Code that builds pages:
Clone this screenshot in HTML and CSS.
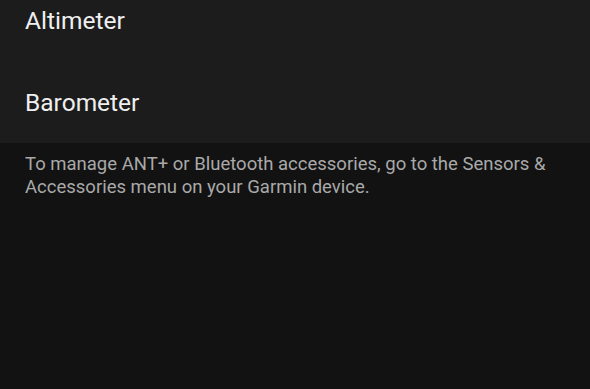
FILE: index.html
```html
<!DOCTYPE html>
<html>
<head>
<meta charset="utf-8">
<link rel="stylesheet" href="styles.css">
</head>
<body>
<div class="screen">
  <ul class="list">
    <li class="item">Altimeter</li>
    <li class="item">Barometer</li>
  </ul>
  <p class="note">To manage ANT+ or Bluetooth accessories, go to the Sensors &amp; Accessories menu on your Garmin device.</p>
</div>
</body>
</html>
```
FILE: styles.css
```css
html, body {
  margin: 0;
  padding: 0;
  background: #121212;
}
.screen {
  width: 590px;
  height: 389px;
  overflow: hidden;
  background: #121212;
  font-family: Roboto, "Noto Sans", sans-serif;
}
.list {
  list-style: none;
  margin: -21px 0 0 0;
  padding: 0;
  background: #1c1c1c;
}
.item {
  height: 82px;
  display: flex;
  align-items: center;
  padding: 0 25px;
  font-size: 24.5px;
  color: #efefef;
}
.note {
  margin: 0;
  padding: 10px 25px 0 25px;
  font-size: 18.5px;
  line-height: 23px;
  color: #a9a9a9;
}
```
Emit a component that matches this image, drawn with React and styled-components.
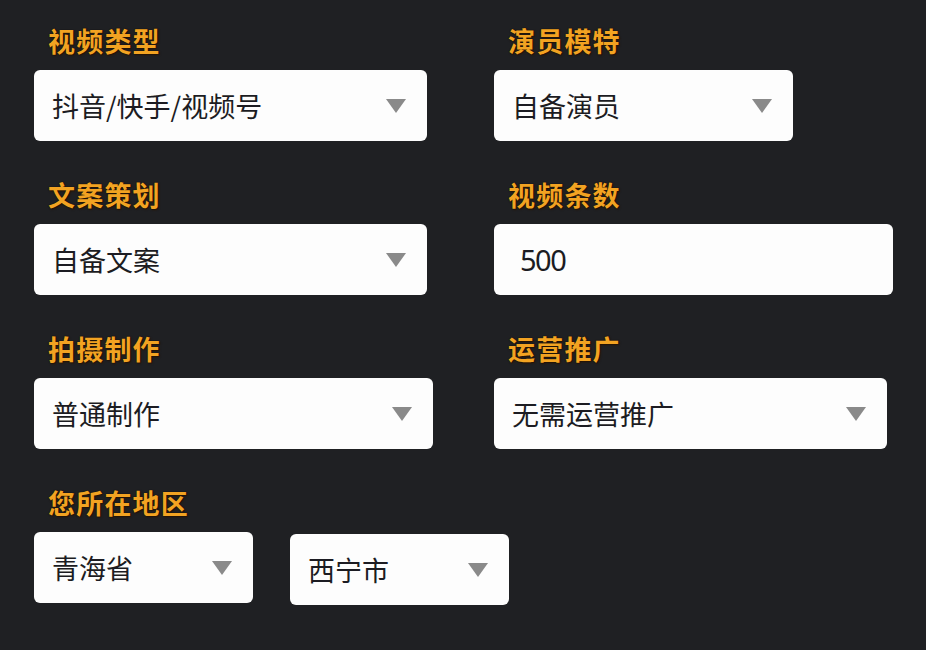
import React from "react";
import styled, { createGlobalStyle } from "styled-components";

const GlobalStyle = createGlobalStyle`
  html, body {
    margin: 0;
    padding: 0;
    background: #1f2023;
  }
  body {
    font-family: "Noto Sans CJK SC", "Noto Sans", sans-serif;
  }
`;

const Page = styled.div`
  width: 926px;
  height: 650px;
  box-sizing: border-box;
  padding: 25px 0 0 34px;
  background: #1f2023;
  overflow: hidden;
`;

const Form = styled.div`
  display: grid;
  grid-template-columns: 460px auto;
  row-gap: 38px;
`;

const Field = styled.div`
  display: flex;
  flex-direction: column;
  gap: 13px;
`;

const Label = styled.div`
  padding-left: 14px;
  font-size: 27px;
  line-height: 32px;
  font-weight: 700;
  letter-spacing: 1.2px;
  color: #f2a322;
  text-shadow: 0 0 1px #000, 1px 1px 2px #2a1500;
`;

const Pair = styled.div`
  display: flex;
  gap: 37px;
  align-items: flex-start;
`;

const Box = styled.div`
  flex-shrink: 0;
  width: ${(p) => p.$w}px;
  height: 71px;
  box-sizing: border-box;
  margin-top: ${(p) => p.$shift || 0}px;
  padding: 0 21px 0 ${(p) => (p.$input ? 26 : 18)}px;
  display: flex;
  align-items: center;
  justify-content: space-between;
  background: #fdfdfd;
  border-radius: 6px;
`;

const Value = styled.span`
  font-size: 27px;
  color: #1c1c22;
  white-space: nowrap;
`;

const Number = styled.span`
  font-family: "Noto Sans", sans-serif;
  font-size: 29px;
  letter-spacing: -1.5px;
  color: #1c1c22;
`;

const Arrow = styled.span`
  width: 0;
  height: 0;
  border-left: 10px solid transparent;
  border-right: 10px solid transparent;
  border-top: 14px solid #8a8a8a;
  margin-top: 1px;
`;

const Select = ({ w, value, shift }) => (
  <Box $w={w} $shift={shift}>
    <Value>{value}</Value>
    <Arrow />
  </Box>
);

const fields = [
  { label: "视频类型", w: 393, value: "抖音/快手/视频号" },
  { label: "演员模特", w: 299, value: "自备演员" },
  { label: "文案策划", w: 393, value: "自备文案" },
  { label: "视频条数", w: 399, input: "500" },
  { label: "拍摄制作", w: 399, value: "普通制作" },
  { label: "运营推广", w: 393, value: "无需运营推广" },
];

export default function App() {
  return (
    <Page>
      <GlobalStyle />
      <Form>
        {fields.map((f) => (
          <Field key={f.label}>
            <Label>{f.label}</Label>
            {f.input ? (
              <Box $w={f.w} $input>
                <Number>{f.input}</Number>
              </Box>
            ) : (
              <Select w={f.w} value={f.value} />
            )}
          </Field>
        ))}
        <Field>
          <Label>您所在地区</Label>
          <Pair>
            <Select w={219} value="青海省" />
            <Select w={219} value="西宁市" shift={2} />
          </Pair>
        </Field>
      </Form>
    </Page>
  );
}
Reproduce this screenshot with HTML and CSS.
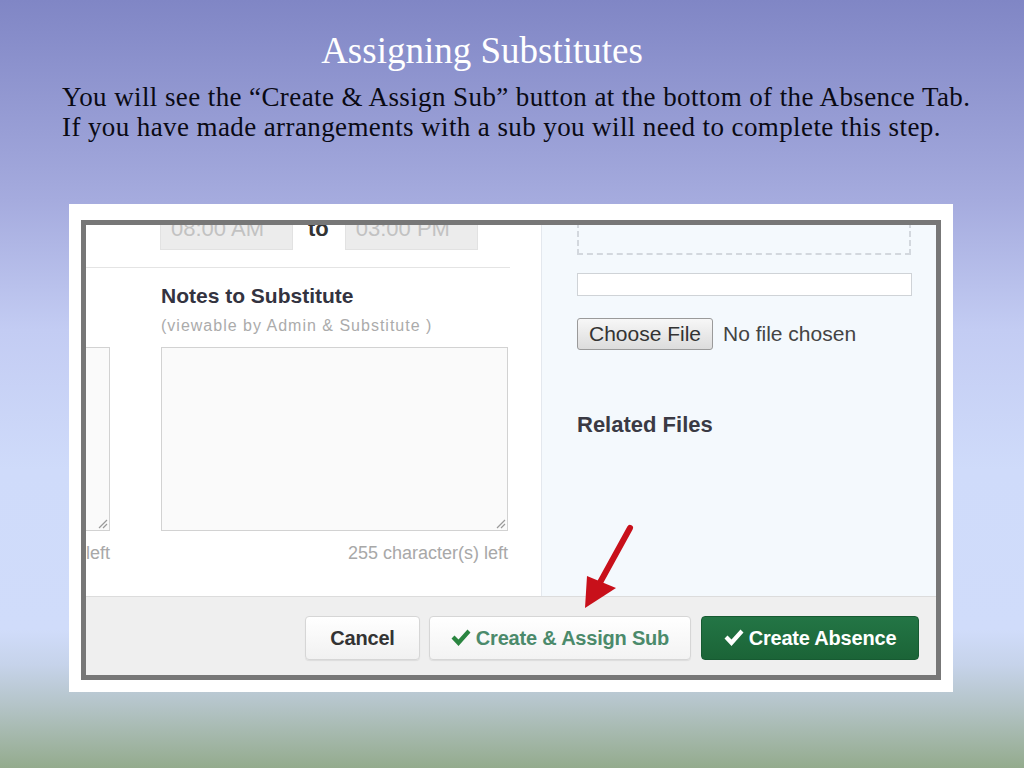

● TASK INSTRUCTIONS:
Print every record above exactly as written, leaving out the pictures.

● ANSWER TO THIS TASK:
Clone this screenshot in HTML and CSS.
FILE: index.html
```html
<!DOCTYPE html>
<html>
<head>
<meta charset="utf-8">
<link rel="stylesheet" href="styles.css">
</head>
<body>
<div class="screen">
  <ul class="list">
    <li class="item">Altimeter</li>
    <li class="item">Barometer</li>
  </ul>
  <p class="note">To manage ANT+ or Bluetooth accessories, go to the Sensors &amp; Accessories menu on your Garmin device.</p>
</div>
</body>
</html>
```
FILE: styles.css
```css
html, body {
  margin: 0;
  padding: 0;
  background: #121212;
}
.screen {
  width: 590px;
  height: 389px;
  overflow: hidden;
  background: #121212;
  font-family: Roboto, "Noto Sans", sans-serif;
}
.list {
  list-style: none;
  margin: -21px 0 0 0;
  padding: 0;
  background: #1c1c1c;
}
.item {
  height: 82px;
  display: flex;
  align-items: center;
  padding: 0 25px;
  font-size: 24.5px;
  color: #efefef;
}
.note {
  margin: 0;
  padding: 10px 25px 0 25px;
  font-size: 18.5px;
  line-height: 23px;
  color: #a9a9a9;
}
```
Emit a component that matches this image, drawn with React and styled-components.
import React from "react";
import styled, { createGlobalStyle } from "styled-components";

const GlobalStyle = createGlobalStyle`
  html, body {
    margin: 0;
    padding: 0;
    background: #1f2023;
  }
  body {
    font-family: "Noto Sans CJK SC", "Noto Sans", sans-serif;
  }
`;

const Page = styled.div`
  width: 926px;
  height: 650px;
  box-sizing: border-box;
  padding: 25px 0 0 34px;
  background: #1f2023;
  overflow: hidden;
`;

const Form = styled.div`
  display: grid;
  grid-template-columns: 460px auto;
  row-gap: 38px;
`;

const Field = styled.div`
  display: flex;
  flex-direction: column;
  gap: 13px;
`;

const Label = styled.div`
  padding-left: 14px;
  font-size: 27px;
  line-height: 32px;
  font-weight: 700;
  letter-spacing: 1.2px;
  color: #f2a322;
  text-shadow: 0 0 1px #000, 1px 1px 2px #2a1500;
`;

const Pair = styled.div`
  display: flex;
  gap: 37px;
  align-items: flex-start;
`;

const Box = styled.div`
  flex-shrink: 0;
  width: ${(p) => p.$w}px;
  height: 71px;
  box-sizing: border-box;
  margin-top: ${(p) => p.$shift || 0}px;
  padding: 0 21px 0 ${(p) => (p.$input ? 26 : 18)}px;
  display: flex;
  align-items: center;
  justify-content: space-between;
  background: #fdfdfd;
  border-radius: 6px;
`;

const Value = styled.span`
  font-size: 27px;
  color: #1c1c22;
  white-space: nowrap;
`;

const Number = styled.span`
  font-family: "Noto Sans", sans-serif;
  font-size: 29px;
  letter-spacing: -1.5px;
  color: #1c1c22;
`;

const Arrow = styled.span`
  width: 0;
  height: 0;
  border-left: 10px solid transparent;
  border-right: 10px solid transparent;
  border-top: 14px solid #8a8a8a;
  margin-top: 1px;
`;

const Select = ({ w, value, shift }) => (
  <Box $w={w} $shift={shift}>
    <Value>{value}</Value>
    <Arrow />
  </Box>
);

const fields = [
  { label: "视频类型", w: 393, value: "抖音/快手/视频号" },
  { label: "演员模特", w: 299, value: "自备演员" },
  { label: "文案策划", w: 393, value: "自备文案" },
  { label: "视频条数", w: 399, input: "500" },
  { label: "拍摄制作", w: 399, value: "普通制作" },
  { label: "运营推广", w: 393, value: "无需运营推广" },
];

export default function App() {
  return (
    <Page>
      <GlobalStyle />
      <Form>
        {fields.map((f) => (
          <Field key={f.label}>
            <Label>{f.label}</Label>
            {f.input ? (
              <Box $w={f.w} $input>
                <Number>{f.input}</Number>
              </Box>
            ) : (
              <Select w={f.w} value={f.value} />
            )}
          </Field>
        ))}
        <Field>
          <Label>您所在地区</Label>
          <Pair>
            <Select w={219} value="青海省" />
            <Select w={219} value="西宁市" shift={2} />
          </Pair>
        </Field>
      </Form>
    </Page>
  );
}
Reproduce this screenshot with HTML and CSS.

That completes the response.